Giles knows the Phillies need a high-profile manager, someone from whom the club can take its personality, someone bigger than the best third baseman ever to play the game, someone with presence. But Whitey Herzog wasn't available last week. Neither was Roger Craig nor Sparky Anderson nor Tom Lasorda nor even Lou Piniella. "There are about six or seven managers in the majors right now and about 19 third base coaches disguised as managers," says one baseball executive. Ken Harrelson, former White Sox general manager, says, "The toughest job for a G.M. today is finding a real manager."

Giles looked around, found no available presence other than Billy Martin (whom he would not hire) and could wait no longer. He also could not give up on the season, which almost certainly would have been the perception had he hired an inexperienced manager from outside the organization. He had to go for the best man in the Phillies organization: Elia. The problem Giles now faces is that, because of Elia's popularity in Philadelphia, the sentiment will be to allow Elia another chance no matter how the Phillies finish. But Giles still knows he needs that big presence. (Lasorda would probably listen closely to an offer of a manager-G.M. position near his hometown.) The Phillies have several problems, but right now racism isn't one of them. Elia replaced Felske not because he's white, but because he was Giles's only logical choice.

A BLUE BIRD

The constant booing at Memorial Stadium and the decline and fall of the once-proud Orioles have apparently gotten to Eddie Murray.
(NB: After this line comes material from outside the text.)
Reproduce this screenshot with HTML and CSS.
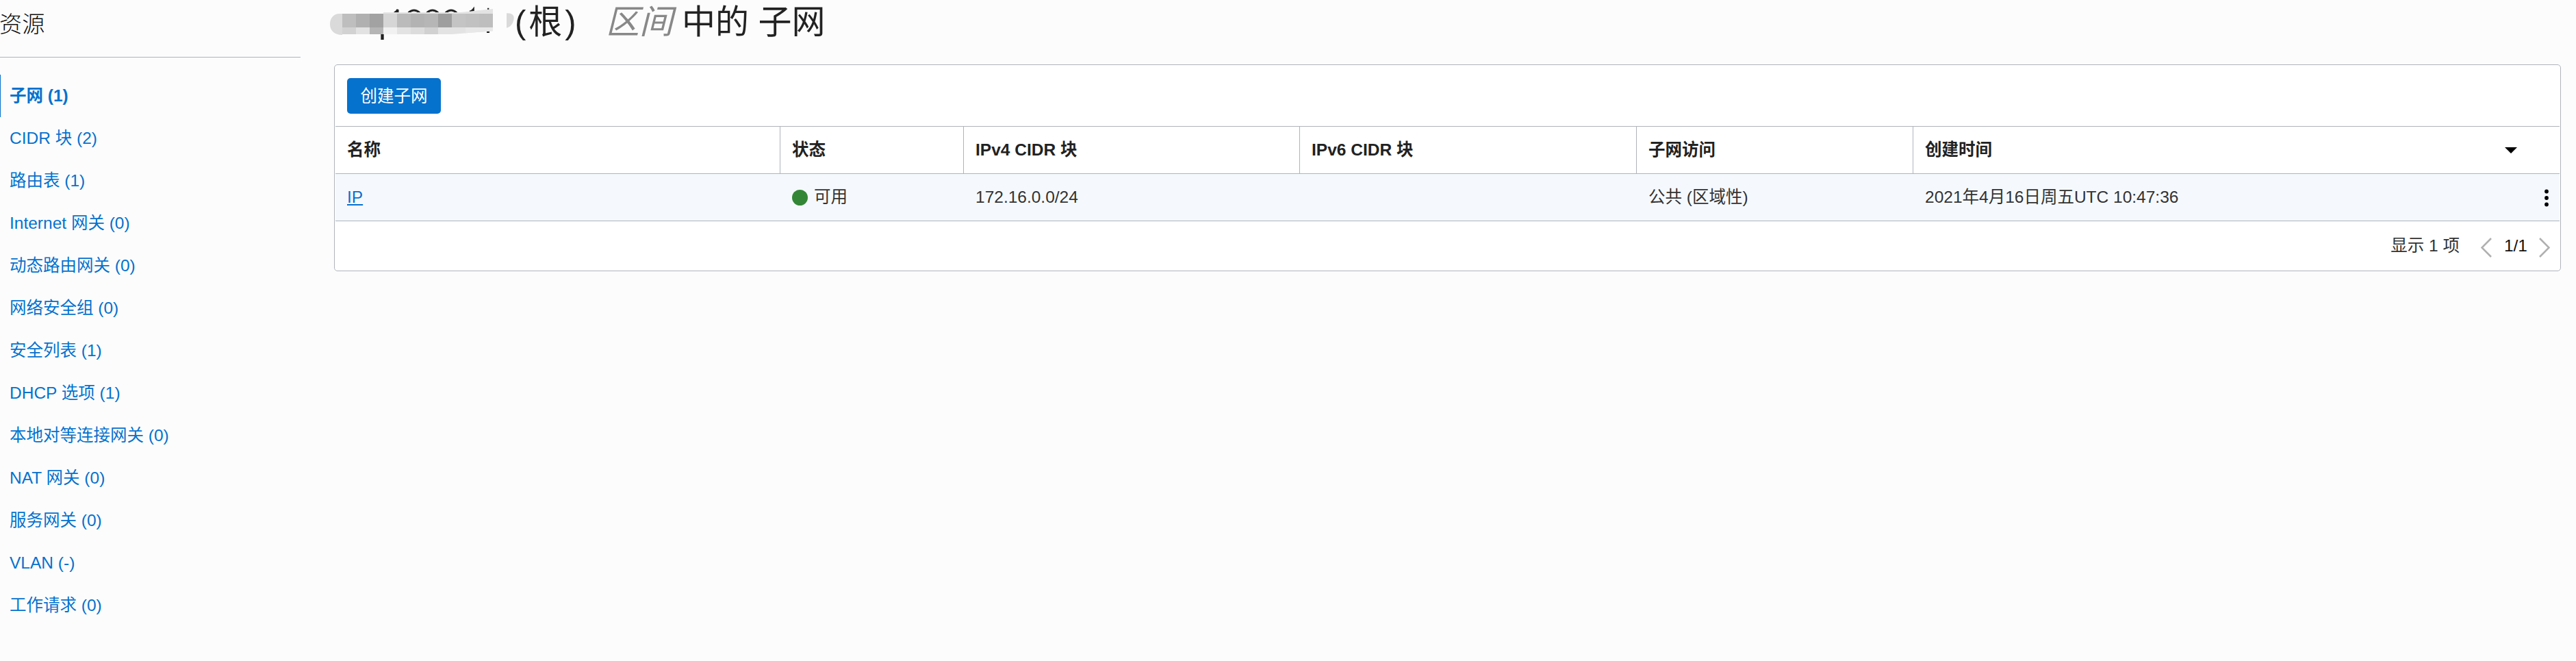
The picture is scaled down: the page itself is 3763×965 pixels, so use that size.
FILE: index.html
```html
<!DOCTYPE html>
<html lang="zh-CN">
<head>
<meta charset="utf-8">
<title>子网</title>
<link rel="stylesheet" href="styles.css">
</head>
<body>
<div class="page">
  <aside class="sidebar">
    <h2 class="sidebar-title">资源</h2>
    <nav class="nav">
      <a class="nav-item active">子网 (1)</a>
      <a class="nav-item">CIDR 块 (2)</a>
      <a class="nav-item">路由表 (1)</a>
      <a class="nav-item">Internet 网关 (0)</a>
      <a class="nav-item">动态路由网关 (0)</a>
      <a class="nav-item">网络安全组 (0)</a>
      <a class="nav-item">安全列表 (1)</a>
      <a class="nav-item">DHCP 选项 (1)</a>
      <a class="nav-item">本地对等连接网关 (0)</a>
      <a class="nav-item">NAT 网关 (0)</a>
      <a class="nav-item">服务网关 (0)</a>
      <a class="nav-item">VLAN (-)</a>
      <a class="nav-item">工作请求 (0)</a>
    </nav>
  </aside>
  <main class="main">
    <h1 class="title">
      <svg class="redacted" width="282" height="70" viewBox="0 0 846 210">
        <g fill="none" stroke="#222" stroke-width="9">
          <path d="M318 56q10-4 15-14v14M380 56q24-22 49 0M461 56q24-22 49 0M543 56q24-22 48 0M648 52q10-2 16-10v12M726 40h7"/>
        </g>
        <path fill="#222" d="M259 146h13v28h-13zM723 128h12v16h-12z"/>
        <path fill="#dadada" d="M90 60H78C50 60 36 82 36 106S52 150 78 152l12 1z"/>
        <path fill="#e3e3e3" d="M270 54H610L750 39v97L570 150H270z"/>
        <path fill="#bebebe" d="M90 60h60v60H90z"/><path fill="#b0b0b0" d="M150 60h60v60h-60z"/>
        <path fill="#a2a2a2" d="M210 60h60v60h-60z"/><path fill="#d6d6d6" d="M270 60h60v60h-60z"/>
        <path fill="#bbb" d="M330 60h60v60h-60z"/><path fill="#b3b3b3" d="M390 60h60v60h-60z"/>
        <path fill="#b6b6b6" d="M450 60h60v60h-60z"/><path fill="#9e9e9e" d="M510 60h60v60h-60z"/>
        <path fill="#c4c4c4" d="M570 60h60v60h-60z"/><path fill="#c1c1c1" d="M630 60h60v60h-60z"/>
        <path fill="#bebebe" d="M690 60h60v60h-60z"/>
        <path fill="#d2d2d2" d="M90 120h60v30H90z"/><path fill="#e2e2e2" d="M150 120h60v30h-60z"/>
        <path fill="#b5b5b5" d="M210 120h60v30h-60z"/><path fill="#f1f1f1" d="M270 120h60v30h-60z"/>
        <path fill="#dcdcdc" d="M390 120h60v30h-60z"/><path fill="#d1d1d1" d="M450 120h60v30h-60z"/>
        <path fill="#e8e8e8" d="M630 120h120v16l-120 9z"/>
        <path fill="#dadada" d="M810 58c22-2 32 8 32 20 0 20-14 42-32 44z"/>
      </svg>
      <span class="root">(根)</span>
      <em class="zone">区间</em>
      <span>中的 子网</span>
    </h1>
    <section class="card">
      <div class="toolbar"><button class="create">创建子网</button></div>
      <div class="row head">
        <div class="cell">名称</div>
        <div class="cell">状态</div>
        <div class="cell">IPv4 CIDR 块</div>
        <div class="cell">IPv6 CIDR 块</div>
        <div class="cell">子网访问</div>
        <div class="cell last">创建时间
          <svg class="sort" width="18" height="9" viewBox="0 0 18 9"><path d="M0 0h18L9 9z"/></svg>
        </div>
      </div>
      <div class="row data">
        <div class="cell"><a class="link">IP</a></div>
        <div class="cell"><i class="dot"></i>可用</div>
        <div class="cell">172.16.0.0/24</div>
        <div class="cell"></div>
        <div class="cell">公共 (区域性)</div>
        <div class="cell last">2021年4月16日周五UTC 10:47:36
          <svg class="more" width="6" height="26" viewBox="0 0 6 26"><circle cx="3" cy="3.5" r="2.9"/><circle cx="3" cy="13" r="2.9"/><circle cx="3" cy="22.5" r="2.9"/></svg>
        </div>
      </div>
      <div class="footer">
        <span class="count">显示 1 项</span>
        <svg class="chev" width="16" height="29" viewBox="0 0 16 29"><path d="M15 1L1.5 14.5 15 28"/></svg>
        <span class="pages">1/1</span>
        <svg class="chev" width="16" height="29" viewBox="0 0 16 29"><path d="M1 1l13.5 13.5L1 28"/></svg>
      </div>
    </section>
  </main>
</div>
</body>
</html>
```
FILE: styles.css
```css
* { box-sizing: border-box; }
body {
  margin: 0;
  background: #fcfcfc;
  color: #333;
  font: 24.5px/35px "Liberation Sans", "Noto Sans CJK SC", sans-serif;
  overflow: hidden;
}
.page { display: flex; height: 965px; }
.sidebar { width: 439px; flex: none; }
.sidebar-title {
  margin: 0;
  height: 84px;
  padding-top: 12px;
  border-bottom: 1px solid #aeb4bb;
  font-size: 33.25px;
  line-height: 48px;
  font-weight: 300;
  color: #111;
  text-indent: -1px;
}
.nav { margin-top: 25px; display: flex; flex-direction: column; }
.nav-item {
  height: 62px;
  padding: 13px 0 0 14px;
  color: #0572ce;
  white-space: nowrap;
}
.nav-item.active { border-left: 1px solid #0572ce; padding-left: 13px; font-weight: 700; }

.main { flex: 1; margin: 0 22px 0 49px; min-width: 0; }
.title {
  margin: 0 0 0 -18px;
  height: 94px;
  display: flex;
  align-items: flex-start;
  font-size: 49px;
  line-height: 64px;
  font-weight: 400;
  color: #222;
  white-space: nowrap;
}
.redacted { flex: none; }
.root { width: 133px; letter-spacing: 4px; }
.zone { width: 111px; color: #888; }

.card {
  height: 302px;
  border: 1px solid #aeb4bb;
  border-radius: 5px;
  background: #fff;
  padding: 0 1px;
}
.toolbar { height: 89px; padding: 19px 0 0 17px; }
.create {
  display: block;
  width: 137px;
  height: 52px;
  padding: 0;
  border: 0;
  border-radius: 5px;
  background: #0572ce;
  color: #fff;
  font: inherit;
}
.row {
  display: grid;
  grid-template-columns: 649px 268px 491px 492px 404px 1fr;
  border-top: 1px solid #aeb4bb;
  height: 69px;
}
.cell {
  display: flex;
  align-items: center;
  padding: 0 0 1px 17px;
  white-space: nowrap;
}
.cell + .cell { border-left: 1px solid transparent; }
.head { font-weight: 700; color: #222; }
.head .cell + .cell { border-left-color: #aeb4bb; }
.data { background: #f5f9fe; }
.last { justify-content: space-between; }
.sort { margin: 1px 62px 0 0; }
.more { margin: 2px 16px 0 0; }
.link { color: #0572ce; text-decoration: underline; text-decoration-thickness: 2px; text-underline-offset: 2px; }
.dot { width: 23px; height: 23px; margin: 2px 9px 0 0; border-radius: 50%; background: #348637; }
.footer {
  height: 73px;
  border-top: 1px solid #aeb4bb;
  display: flex;
  align-items: center;
  justify-content: flex-end;
  padding: 0 14px 1px 0;
}
.count { margin-right: 31px; }
.pages { margin: 0 17px 0 18px; color: #111; }
.chev { margin-top: 6px; fill: none; stroke: #b0b0b0; stroke-width: 2.6; }
```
He is hitting .209 at home and .304 on the road, and he's also looking unhappy in the supposedly friendly confines. Visiting Yankee players were shocked last week to see Murray frequently standing at first base with his arms folded while an Oriole pitcher delivered the ball to the plate. This is not the real Eddie Murray....
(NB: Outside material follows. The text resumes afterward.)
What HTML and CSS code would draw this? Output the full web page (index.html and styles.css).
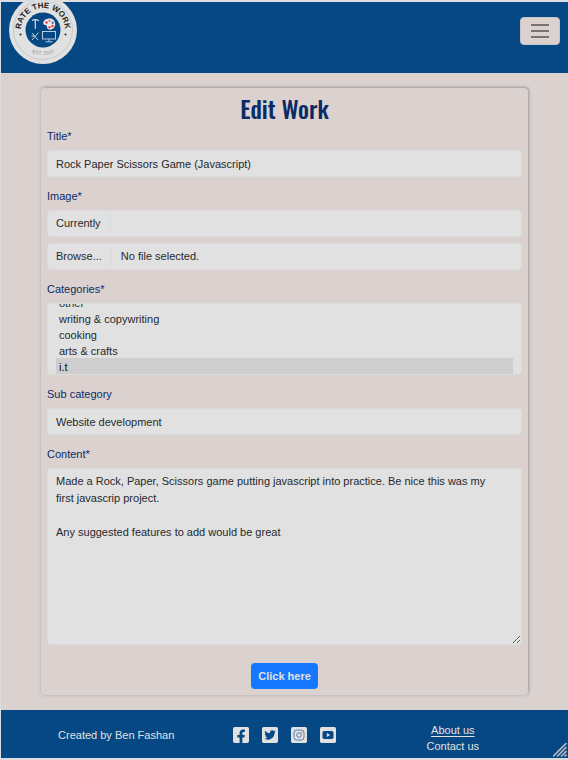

For two years, Astro opponents have accused not only Mike Scott but also Nolan Ryan and Dave Smith (who went 27? innings and got 13 saves before being charged with his first run of the year on June 18) of cutting baseballs so they take off and sail up and away from hitters like 90-mph Frisbees. "I've never seen pitchers throw fastballs with that kind of rotation," says Giants catcher Bob Brenly. "They defy aerodynamics. Whatever it is, it probably will be the pitch of the '90s. Just when we get the split-finger figured out, we'll have to contend with that."

LIGHTEN UP

Will all the politicians in Chicago please get off their soapboxes and let the Cubs install lights in Wrigley Field so they can play a mere 15 or 20 games at night? This will let the Cubs 1) play night games after long road trips; 2) hold occasional workouts at home; 3) appease other clubs who lose revenue when they can't broadcast their own games in prime time....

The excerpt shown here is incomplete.